The Meuse River (Maas River), the second largest river in The Netherlands, enters the country as a gravel-bed river. Near the city of Roermond, in the so-called Roer Graben, an area where tectonics is known to be active, the river shows a sharp transition from a gravel-bed river with pronounced armouring to a sand-bed river with bedforms. During this transition the D50 of the bed material changes from about 16 to about 2.6 millimetres whilst the bed slope also decreases from about 0.48 to 0.10 m/km. Until now the cause of this transition is not known. The present study attempts to explain this gravel-sand transition by studying the different phenomena that can play a role. The following possible causes can be listed: i) abrasion and breakdown of the bed material particles; ii) vertical tectonic movements (uplift and subsidence) which will induce longitudinal sorting of the bed material within the Roer Graben Rift system; iii) the presence of ancient deposits; and iv) the input of fine sediments from a smaller tributary. The latter two were considered to be of minor importance.

To study the different phenomena it was necessary to link the prototype information on the present river characteristics to the limited available geological information of the area. In the first phase of the study a substantial effort was put in the elaboration of field data, whereby information on both changes in bed material (particle distribution and mineralogy) along the river and the sediment transport rates were collected, analysed and critically assessed. Also the available information on the geology of the region and on tectonic activity like subsidence was reviewed in this phase.

In a next phase the relevance of the different possible explanations was assessed.
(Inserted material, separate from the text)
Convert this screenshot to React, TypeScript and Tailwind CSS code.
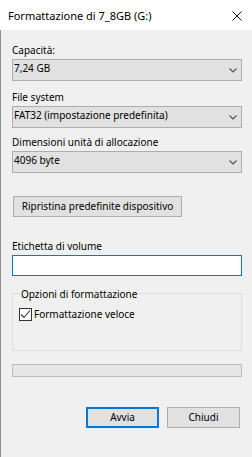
import React from "react";

const Combo = ({ value }: { value: string }) => (
  <div className="relative h-[22px] w-[230px] border border-[#adadad] bg-[#e1e1e1] pl-[1px] text-[10px] leading-[17px] text-black whitespace-nowrap">
    {value}
    <svg width="8" height="5" viewBox="0 0 8 5" className="absolute right-[4px] top-[8px]">
      <path d="M0.5 0.5 L4 4 L7.5 0.5" fill="none" stroke="#505050" strokeWidth="1.1" />
    </svg>
  </div>
);

const Label = ({ text, mt }: { text: string; mt: string }) => (
  <div className={`${mt} h-[13px] text-[10px] leading-[13px]`}>{text}</div>
);

export default function App() {
  return (
    <div className="w-[252px] h-[457px] bg-[#f0f0f0] overflow-hidden text-black whitespace-nowrap font-['Noto_Sans',sans-serif]">
      <div className="h-[30px] bg-white flex items-center justify-between pl-[8px] pr-[10px]">
        <span className="text-[11px] leading-[15px]">Formattazione di 7_8GB (G:)</span>
        <svg width="10" height="10" viewBox="0 0 10 10" className="mt-[2px]">
          <path d="M0.5 0.5 L9.5 9.5 M9.5 0.5 L0.5 9.5" stroke="#111" strokeWidth="1" fill="none" />
        </svg>
      </div>
      <div className="h-[427px] border-l border-[#8f8f8f] pl-[11px] flex flex-col items-start">
        <Label mt="mt-[14px]" text="Capacità:" />
        <div className="mt-[2px]">
          <Combo value="7,24 GB" />
        </div>
        <Label mt="mt-[10px]" text="File system" />
        <div className="mt-[2px]">
          <Combo value="FAT32 (impostazione predefinita)" />
        </div>
        <Label mt="mt-[8px]" text="Dimensioni unità di allocazione" />
        <div className="mt-[2px]">
          <Combo value="4096 byte" />
        </div>
        <div className="mt-[23px] ml-[1px] h-[21px] w-[169px] border border-[#adadad] bg-[#e1e1e1] text-center text-[10px] leading-[19px]">
          Ripristina predefinite dispositivo
        </div>
        <Label mt="mt-[23px]" text="Etichetta di volume" />
        <div className="mt-[2px] h-[21px] w-[230px] border border-[#0078d7] bg-white" />
        <div className="relative mt-[17px] h-[58px] w-[230px] border border-[#dcdcdc]">
          <div className="absolute left-[7px] top-[-6px] bg-[#f0f0f0] px-[1px] text-[10px] leading-[13px]">
            Opzioni di formattazione
          </div>
          <div className="mt-[14px] ml-[6px] flex items-center">
            <div className="w-[13px] h-[13px] border border-[#333333] bg-white flex items-center justify-center">
              <svg width="11" height="11" viewBox="0 0 11 11">
                <path d="M1 5.5 L4 8.5 L10 1.5" fill="none" stroke="#333333" strokeWidth="1.1" />
              </svg>
            </div>
            <span className="ml-[2px] text-[10px] leading-[13px]">Formattazione veloce</span>
          </div>
        </div>
        <div className="mt-[13px] h-[13px] w-[230px] border border-[#bcbcbc] bg-[#e6e6e6]" />
        <div className="mt-[30px] w-[228px] flex justify-end gap-[8px]">
          <div className="h-[21px] w-[73px] border-2 border-[#0078d7] bg-[#e1e1e1] text-center text-[10px] leading-[17px]">
            Avvia
          </div>
          <div className="h-[21px] w-[73px] border border-[#adadad] bg-[#e1e1e1] text-center text-[10px] leading-[19px]">
            Chiudi
          </div>
        </div>
      </div>
    </div>
  );
}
Abrasion rates for the different minerals were determined and an estimate of their importance was made. Also the effect of the subsidence and the induced deposition on sediment transport rates, longitudinal sorting and on the particle distribution was assessed. Moreover a numerical (1D morphological) model developed by Cui and Parker (1998) was used to verify the conclusions of the first assessment more quantitatively. Although the model is not completely applicable to the Meuse River, it provided additional support for the conclusions of the study.

From the study of the available field data and the tectonics of the region, the initial assessment and the numerical simulation of the different process involved, it is concluded that the subsidence in the Roer Graben provides an adequate environment of deposition triggering the selective transport of particles causing the coarse material to settle preferentially. The combined action of the selective transport and the abrasion of sandstone results in an increase of the sand content of the bed material in downstream direction. After some distance a threshold point is reached where the sand content starts to govern the behaviour of the sediment mixture. In combination this causes that the sand “overwhelms” the gravel and the river starts to behave as a sand-bed river; consequently the gravel-sand transition is formed.

The improved understanding of the morphological behaviour of the Meuse River and the possible explanation of the sharp transition, allowed to formulate some implications for future field data collection and for numerical modelling of the morphology of the complicated reach of the Meuse River where the transition takes place. It is clear however that the extensive human interference with the river in the 19th and 20th century (normalisation, reservoirs, barrages, and gravel mining) in combination with the complicated geological conditions in the area will never allow for a full understanding of the morphological behaviour of the river.